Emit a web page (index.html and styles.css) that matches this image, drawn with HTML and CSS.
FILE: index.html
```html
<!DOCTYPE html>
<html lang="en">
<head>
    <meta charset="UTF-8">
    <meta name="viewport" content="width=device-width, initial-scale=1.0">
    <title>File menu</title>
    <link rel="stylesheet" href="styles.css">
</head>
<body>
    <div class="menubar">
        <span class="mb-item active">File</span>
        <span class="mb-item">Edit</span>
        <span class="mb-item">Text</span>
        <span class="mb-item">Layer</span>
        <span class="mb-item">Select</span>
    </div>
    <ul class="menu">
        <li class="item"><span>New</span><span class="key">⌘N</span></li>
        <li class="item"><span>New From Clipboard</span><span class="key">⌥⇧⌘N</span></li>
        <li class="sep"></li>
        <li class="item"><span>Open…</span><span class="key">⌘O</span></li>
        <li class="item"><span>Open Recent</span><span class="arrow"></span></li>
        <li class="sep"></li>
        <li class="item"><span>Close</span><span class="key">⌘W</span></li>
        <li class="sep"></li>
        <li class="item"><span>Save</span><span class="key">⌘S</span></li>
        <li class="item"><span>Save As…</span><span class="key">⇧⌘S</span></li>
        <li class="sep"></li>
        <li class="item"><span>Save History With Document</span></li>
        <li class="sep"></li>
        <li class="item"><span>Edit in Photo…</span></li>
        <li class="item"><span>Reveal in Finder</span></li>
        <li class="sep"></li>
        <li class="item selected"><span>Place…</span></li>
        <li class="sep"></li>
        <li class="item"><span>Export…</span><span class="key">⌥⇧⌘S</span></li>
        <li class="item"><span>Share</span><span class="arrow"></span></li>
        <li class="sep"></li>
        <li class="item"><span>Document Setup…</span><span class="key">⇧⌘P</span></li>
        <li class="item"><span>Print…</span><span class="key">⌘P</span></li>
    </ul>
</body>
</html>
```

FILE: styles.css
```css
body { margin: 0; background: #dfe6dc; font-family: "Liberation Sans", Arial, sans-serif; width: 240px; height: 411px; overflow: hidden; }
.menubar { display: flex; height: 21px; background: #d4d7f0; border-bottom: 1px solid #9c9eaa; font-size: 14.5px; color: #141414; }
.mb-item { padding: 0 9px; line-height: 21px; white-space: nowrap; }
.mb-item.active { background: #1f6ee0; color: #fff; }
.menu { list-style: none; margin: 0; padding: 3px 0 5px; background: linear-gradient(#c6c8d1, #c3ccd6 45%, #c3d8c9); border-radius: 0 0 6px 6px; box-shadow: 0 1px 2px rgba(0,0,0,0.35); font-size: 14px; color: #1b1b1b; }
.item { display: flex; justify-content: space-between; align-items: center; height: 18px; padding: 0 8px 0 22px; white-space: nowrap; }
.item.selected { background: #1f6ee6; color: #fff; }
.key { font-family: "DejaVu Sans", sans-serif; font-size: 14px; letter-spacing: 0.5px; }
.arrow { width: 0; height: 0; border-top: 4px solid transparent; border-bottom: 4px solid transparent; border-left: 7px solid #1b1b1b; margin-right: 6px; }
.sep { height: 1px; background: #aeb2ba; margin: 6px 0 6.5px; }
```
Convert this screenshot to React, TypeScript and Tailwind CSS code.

* _AIM OF THE EXERCISE_: Reproduce the complete data exactly as presented above.

* _SOLUTION FOR THIS TASK_:
Emit a web page (index.html and styles.css) that matches this image, drawn with HTML and CSS.
FILE: index.html
```html
<!DOCTYPE html>
<html lang="en">
<head>
    <meta charset="UTF-8">
    <meta name="viewport" content="width=device-width, initial-scale=1.0">
    <title>File menu</title>
    <link rel="stylesheet" href="styles.css">
</head>
<body>
    <div class="menubar">
        <span class="mb-item active">File</span>
        <span class="mb-item">Edit</span>
        <span class="mb-item">Text</span>
        <span class="mb-item">Layer</span>
        <span class="mb-item">Select</span>
    </div>
    <ul class="menu">
        <li class="item"><span>New</span><span class="key">⌘N</span></li>
        <li class="item"><span>New From Clipboard</span><span class="key">⌥⇧⌘N</span></li>
        <li class="sep"></li>
        <li class="item"><span>Open…</span><span class="key">⌘O</span></li>
        <li class="item"><span>Open Recent</span><span class="arrow"></span></li>
        <li class="sep"></li>
        <li class="item"><span>Close</span><span class="key">⌘W</span></li>
        <li class="sep"></li>
        <li class="item"><span>Save</span><span class="key">⌘S</span></li>
        <li class="item"><span>Save As…</span><span class="key">⇧⌘S</span></li>
        <li class="sep"></li>
        <li class="item"><span>Save History With Document</span></li>
        <li class="sep"></li>
        <li class="item"><span>Edit in Photo…</span></li>
        <li class="item"><span>Reveal in Finder</span></li>
        <li class="sep"></li>
        <li class="item selected"><span>Place…</span></li>
        <li class="sep"></li>
        <li class="item"><span>Export…</span><span class="key">⌥⇧⌘S</span></li>
        <li class="item"><span>Share</span><span class="arrow"></span></li>
        <li class="sep"></li>
        <li class="item"><span>Document Setup…</span><span class="key">⇧⌘P</span></li>
        <li class="item"><span>Print…</span><span class="key">⌘P</span></li>
    </ul>
</body>
</html>
```

FILE: styles.css
```css
body { margin: 0; background: #dfe6dc; font-family: "Liberation Sans", Arial, sans-serif; width: 240px; height: 411px; overflow: hidden; }
.menubar { display: flex; height: 21px; background: #d4d7f0; border-bottom: 1px solid #9c9eaa; font-size: 14.5px; color: #141414; }
.mb-item { padding: 0 9px; line-height: 21px; white-space: nowrap; }
.mb-item.active { background: #1f6ee0; color: #fff; }
.menu { list-style: none; margin: 0; padding: 3px 0 5px; background: linear-gradient(#c6c8d1, #c3ccd6 45%, #c3d8c9); border-radius: 0 0 6px 6px; box-shadow: 0 1px 2px rgba(0,0,0,0.35); font-size: 14px; color: #1b1b1b; }
.item { display: flex; justify-content: space-between; align-items: center; height: 18px; padding: 0 8px 0 22px; white-space: nowrap; }
.item.selected { background: #1f6ee6; color: #fff; }
.key { font-family: "DejaVu Sans", sans-serif; font-size: 14px; letter-spacing: 0.5px; }
.arrow { width: 0; height: 0; border-top: 4px solid transparent; border-bottom: 4px solid transparent; border-left: 7px solid #1b1b1b; margin-right: 6px; }
.sep { height: 1px; background: #aeb2ba; margin: 6px 0 6.5px; }
```
Convert this screenshot to React, TypeScript and Tailwind CSS code.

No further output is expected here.